Happily, times are changing again. Antique mill buildings are brimming with a new-found energy, rescued by forward-thinking developers and an infusion of capital. Today, the historic structures house white-collar offices, high-tech companies, restaurants, mill and science museums, even a rock-climbing gym and the think tank of eccentric inventor Dean Kamen. Up on Elm Street, a new-found confidence is fueled by a relatively new conference facility, the Center of New Hampshire, and a sparkling new civic center, the Verizon Wireless Arena where Aerosmith was one of the first bands to rock the joint.

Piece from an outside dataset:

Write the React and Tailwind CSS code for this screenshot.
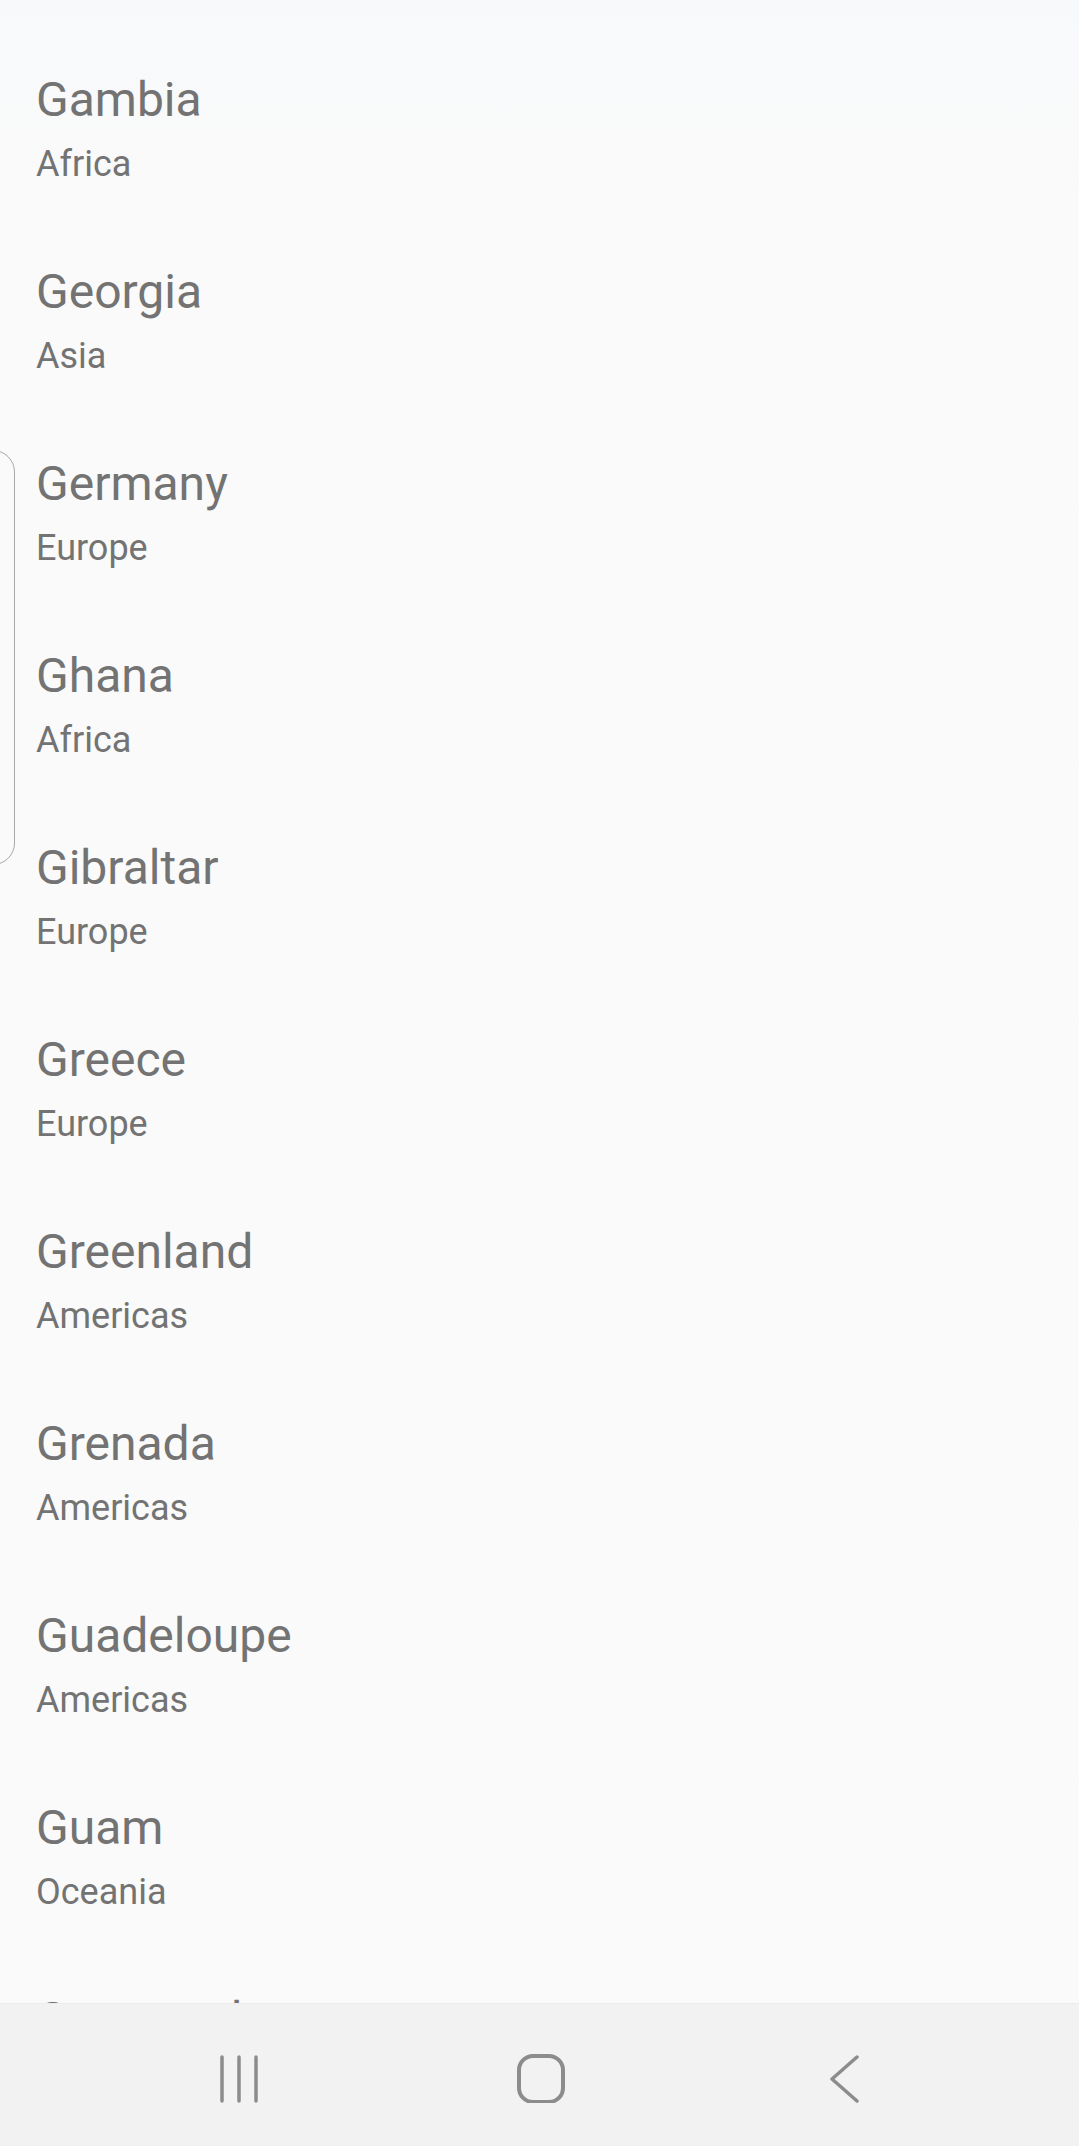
import React from 'react';

const countries = [
  { name: 'Gambia', region: 'Africa' },
  { name: 'Georgia', region: 'Asia' },
  { name: 'Germany', region: 'Europe' },
  { name: 'Ghana', region: 'Africa' },
  { name: 'Gibraltar', region: 'Europe' },
  { name: 'Greece', region: 'Europe' },
  { name: 'Greenland', region: 'Americas' },
  { name: 'Grenada', region: 'Americas' },
  { name: 'Guadeloupe', region: 'Americas' },
  { name: 'Guam', region: 'Oceania' },
  { name: 'Guatemala', region: 'Americas' },
];

const NavBar = () => (
  <div className="h-[143px] shrink-0 bg-[#f2f2f2] border-t border-[#ececec] flex items-start pt-[49px] pl-[218px]">
    {/* recent apps */}
    <svg width="44" height="50" viewBox="0 0 44 50" fill="none" stroke="#8c8c8c" strokeWidth="3.5" strokeLinecap="round">
      <path d="M4 4v44M21 4v44M38 4v44" />
    </svg>
    {/* home */}
    <svg className="ml-[254px]" width="50" height="50" viewBox="0 0 50 50" fill="none" stroke="#8c8c8c" strokeWidth="4">
      <rect x="3" y="3" width="44" height="46" rx="14" />
    </svg>
    {/* back */}
    <svg className="ml-[263px]" width="30" height="50" viewBox="0 0 30 50" fill="none" stroke="#8c8c8c" strokeWidth="3.5" strokeLinecap="round" strokeLinejoin="round">
      <path d="M28 4L3 26L28 48" />
    </svg>
  </div>
);

const App = () => {
  return (
    <div
      className="relative w-[1079px] h-[2146px] flex flex-col overflow-hidden bg-gradient-to-b from-[#f8f9fb] to-[#fafafa] to-[200px]"
      style={{ fontFamily: 'Roboto, "Noto Sans", sans-serif' }}
    >
      <div className="flex-1 overflow-hidden pt-[32px]">
        {countries.map((c) => (
          <div key={c.name} className="h-[192px] pt-[40px] pl-[36px]">
            <div className="text-[48px] leading-[56px] text-[#737373]">{c.name}</div>
            <div className="mt-[15px] text-[36px] leading-[42px] text-[#737373]">{c.region}</div>
          </div>
        ))}
      </div>

      {/* index scroller handle */}
      <div className="absolute left-[-30px] top-[450px] w-[45px] h-[415px] rounded-r-[22px] border-[1.5px] border-[#a8a8a8]" />

      <NavBar />
    </div>
  );
};

export default App;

Livingston Park now houses manicured athletic fields for my alma mater, Central High, and the Puritan Backroom Restaurant dwarfs the ice cream stand. And the cozy Grenier Field has become the Manchester International Airport.
On my most recent return, to attend a high school reunion, I brought my trusty two-wheeler, and went spinning through my old neighborhoods. I rolled by homes once occupied by my family or friends, my high school sweetheart's home, and the school where we met. But the most moving sight was my grandparents' place on Pickering Street, a house I've known all my life. The ranch is a lighter shade of brown, with a small addition off the front where my grandfather used to transform the garage into a fair-weather porch. I made several passes before being overcome by kindhearted ghosts. As I pedaled away, I put a hand to my cheeks, and felt the warm trace of a tear. I guess the city's magic is still there.